Syria’s Banias refinery exports first cargo since regime change

Syria’s Banias refinery exports first cargo since regime change


Syria resumed fuel shipments from its largest refinery, Banias, for the first time in over six months on June 16, its authorities announced, in a sign of further normalization for the country’s troubled energy sector.
 
The 120,000 b/d Banias refinery was taken offline late 2024 when the fall of President Bashar al-Assad saw Iran suspend the crude shipments that fed its operations.
 
However, in April, new crude deliveries from Russia, another backer of the old regime, helped the refinery to restore some production.
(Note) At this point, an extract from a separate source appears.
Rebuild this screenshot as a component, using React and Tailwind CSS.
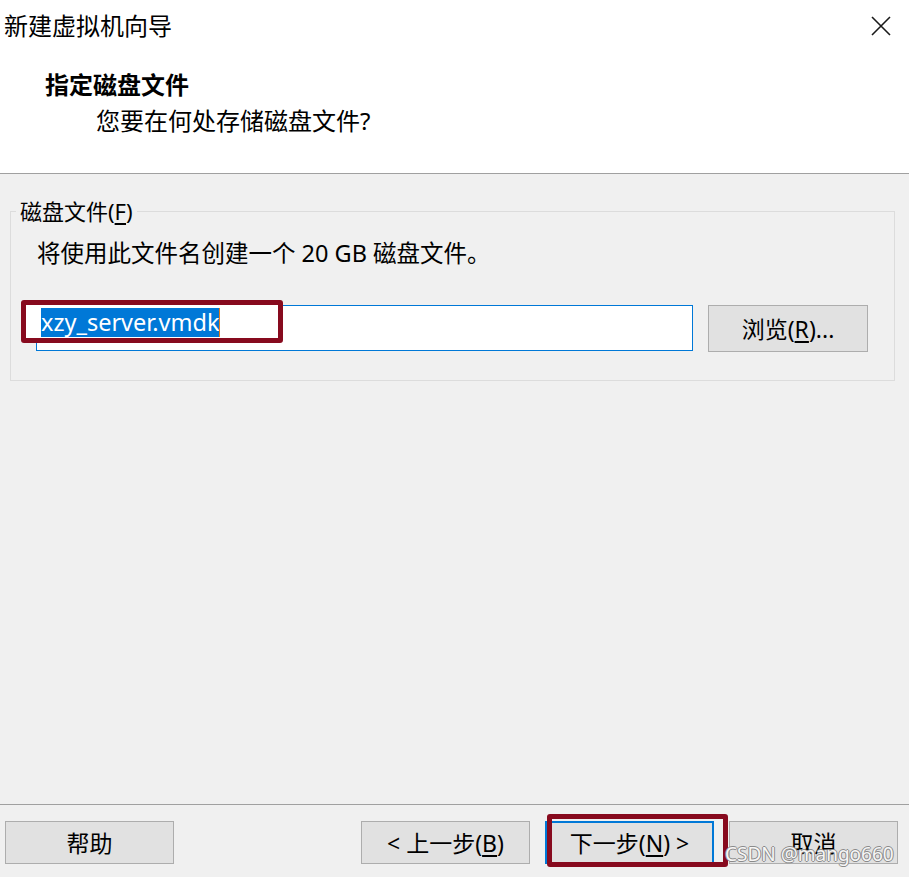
import React from 'react';

const font = "font-['Noto_Sans','Noto_Sans_CJK_SC',sans-serif]";

const WizardButton = ({ children, focused }) => (
    <div
        className={`w-[169px] h-[43px] flex items-center justify-center bg-[#e1e1e1] text-[23px] leading-[30px] text-black ${
            focused ? 'border-2 border-[#0078d7]' : 'border border-[#adadad]'
        }`}
    >
        {children}
    </div>
);

const App = () => {
    return (
        <div className={`relative w-[909px] h-[877px] bg-[#f0f0f0] flex flex-col overflow-hidden text-black ${font}`}>
            {/* Header */}
            <div className="h-[174px] shrink-0 bg-white border-b border-[#a0a0a0]">
                <div className="flex items-start justify-between">
                    <div className="pl-[4px] pt-[10px] text-[24px] leading-[32px]">新建虚拟机向导</div>
                    <svg className="mt-[16px] mr-[18px]" width="20" height="20" viewBox="0 0 20 20">
                        <path d="M1 1 L19 19 M19 1 L1 19" stroke="#1a1a1a" strokeWidth="1.6" fill="none" />
                    </svg>
                </div>
                <div className="pl-[45px] mt-[27px] text-[24px] leading-[32px] font-bold">指定磁盘文件</div>
                <div className="pl-[96px] mt-[4px] text-[24px] leading-[32px]">您要在何处存储磁盘文件?</div>
            </div>

            {/* Body */}
            <div className="flex-1 pt-[25px]">
                <fieldset className="ml-[10px] mr-[14px] border border-[#dcdcdc] pl-[25px] pr-[26px] pt-[15px] pb-[28px]">
                    <legend className="ml-[-20px] px-[4px] text-[22px] leading-[24px]">
                        磁盘文件(<span className="underline underline-offset-[3px]">F</span>)
                    </legend>
                    <div className="ml-[1px] text-[23.5px] leading-[30px]">将使用此文件名创建一个 20 GB 磁盘文件。</div>
                    <div className="relative mt-[37px] flex items-start gap-[15px]">
                        <div className="w-[657px] h-[46px] border border-[#0078d7] bg-white pl-[4px] pt-[2px]">
                            <span className="relative z-20 inline-flex items-center">
                                <span className="bg-[#0078d7] text-white text-[23.5px] leading-[29px]">xzy_server.vmdk</span>
                                <span className="inline-block w-[1px] h-[29px] bg-[#e07b1f]"></span>
                            </span>
                        </div>
                        <div className="w-[160px] h-[47px] flex items-center justify-center bg-[#e1e1e1] border border-[#adadad] text-[23px] leading-[30px]">
                            浏览(<span className="underline underline-offset-[3px]">R</span>)...
                        </div>
                        <div className="absolute z-10 left-[-15px] top-[-5px] w-[262px] h-[43px] bg-white border-[5px] border-[#870a1e] rounded-[3px]"></div>
                    </div>
                </fieldset>
            </div>

            {/* Footer */}
            <div className="h-[73px] shrink-0 border-t border-[#a0a0a0] pt-[16px] pl-[5px] pr-[11px] flex items-start">
                <WizardButton>帮助</WizardButton>
                <div className="ml-auto flex gap-[15px]">
                    <WizardButton>
                        &lt; 上一步(<span className="underline underline-offset-[3px]">B</span>)
                    </WizardButton>
                    <div className="relative">
                        <WizardButton focused>
                            下一步(<span className="underline underline-offset-[3px]">N</span>) &gt;
                        </WizardButton>
                        <div className="absolute left-[2px] top-[-7px] w-[181px] h-[53px] border-[5px] border-[#870a1e] rounded-[3px]"></div>
                    </div>
                    <WizardButton>取消</WizardButton>
                </div>
            </div>

            {/* watermark */}
            <div className="absolute left-[725px] top-[843px] text-[19px] leading-[22px] text-[#f6f6f6] [text-shadow:1px_0_0_#8a8a8a,-1px_0_0_#8a8a8a,0_1px_0_#8a8a8a,0_-1px_0_#8a8a8a]">
                CSDN @mango660
            </div>
        </div>
    );
};

export default App;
Now, sanctions waivers from the US and EU have paved the way for the site to potentially forge new supply links, and Syrian officials have set their sights on reviving a once lucrative oil export business.
 
A statement on the Banias Facebook page announced that State-backed Syria Trading Oil Company (Sytrol) shipped 30,000 mt of petroleum product from the Banias terminal on June 16, marking the first export from the site since it was shut for four months.
 
“This step is an honorable beginning of Syria’s return to the map of oil export and oil derivatives,” said a statement from Gayath Diab, Director of the General Administration of Oil in the Syrian Ministry of Energy.
 
Velos Fortuna, a Marshall Islands-flagged Medium Range tanker, became the inaugural cargo to lift product from the newly-restarted refinery, according to the statement and S&P Global Commodities at Sea shipping data.
 
CAS data showed the tanker arriving at the port from Libya on June 11, before loading unspecified clean oil products and departing six days later.
 
The tanker signal currently shows the vessel as ‘for order’ without disclosing a final destination, CAS data showed.